I’ve always just thought it was a matter of cold climates requiring more technology for people to survive and prosper, so you end up with comparatively technical populations in these cold climates.
That is a good explanation for why eskimos have a more intricate canoe-building culture, while Brazilian indians have more cognitive resources dedicated to humor, spirits and other stuff that fills the cognitive niche, but doesn’t change your technical capacity that much. Anthropologists used to call indigenous rain forest cultures “cultures of abundance”.
It is not a very good explanation for why current day, urban populations are different. One thing that is related and interesting though is that the cost of usable space is higher in the cold, because 8 months a year you can only use the space that is indoors, which I have no idea, but I’ll guess is about 5-15% of urban land? In Peru or Syria you can pay a dollar for nice coffee and go sit in an open public space to chat with your coworker. In Alaska you’ll have no qualms about paying four or five times more for the same thing, as long as they give you an indoor chair to sit while drinking.
Another big thing in Alaska is the cost of heating oil.
I’m rather suspicious of the “people aren’t happier in warmer climates” evidence, too, because everything I’ve been able to dig up on that study doesn’t seem to say how happiness is measured. And based on my own experience, I would guess that by some measures (e.g., asking people how happy they are in general) it wouldn’t make a difference, but by others (like Kahneman’s Day Reconstruction Method for analyzing day to day happiness) it would.
Three types of evidence, I’m not sure which claim what anymore.
”How do you feel generally” “Rebuild your yesterday experience?” “We will be beeping you at random times during the day, please say your satisfaction level at the moment the beep beeped and what you were doing”
I don’t know which were used in those studies, maybe Tim Czech who recently summarized all happiness hacks might
Okay, I actually dug up the paper. Last time I tried to find out about this I just used Google instead of my university’s research venue. Duh. Guess this is one of those instances where trivial amounts of effort/thought make a difference.

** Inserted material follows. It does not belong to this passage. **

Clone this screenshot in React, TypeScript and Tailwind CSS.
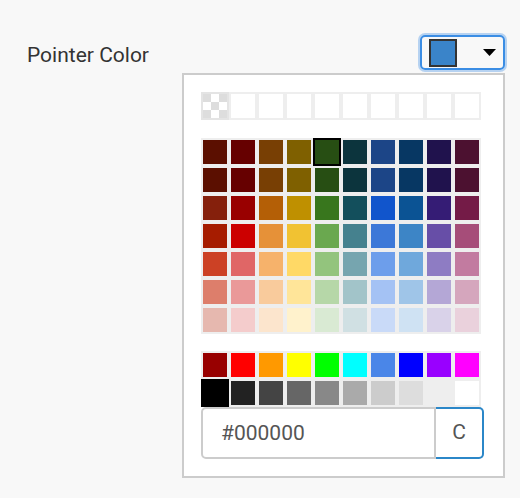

It turns out they just asked about overall life satisfaction, and then how they rated their satisfaction with various aspects of their life (job opportunities, academic prospects, social life, winter weather, summer weather). So I am indeed still somewhat skeptical of this result and would be more swayed by a DRM-style experiment...
If you haven’t read Kahneman’s “Thinking, Fast and Slow”, I highly recommend it for the sections on different types of happiness. He is the one who did a lot of the original research on this, and the book explains it very well. (Doesn’t note the methodology used in the California study, though.)
My experience living in Texas (very warm) versus Michigan (seasonally warm):
People in Michigan enjoy warm weather a hell of a lot more than people in Texas do. I think the scarcity of good weather days make people take better advantage of them.
[ETA: Contrarily, I enjoy the winter here a lot more than most other people do. I -like- cold weather. I’m the crazy guy wearing shorts in the snow.]
That might be true.
Julia Galef’s argument that people who grew up in colder climates and then move to warmer ones will actually be made significantly happier is also compelling; maybe I will be happier if I move to California! (I sure as hell spend a lot of my time during the winter thinking “I hate this place, I’m moving to California.”)
s/warmer/milder/. Running from one air-conditioned place to another is no fun, either.
A few points:
This year, spring has been much colder in most European countries than it typically is.
FHI folks are not very representative: the fact that many of them spend late nights and weekends at the office isn’t particularly strong evidence that other folks in the UK and in countries with a similar climate do the same.
If your thesis were true, there would be a clear drop in productivity in the summer, when you have up to 20hrs of sunlight and temperatures go up to 40ºC. And I believe this is not the case.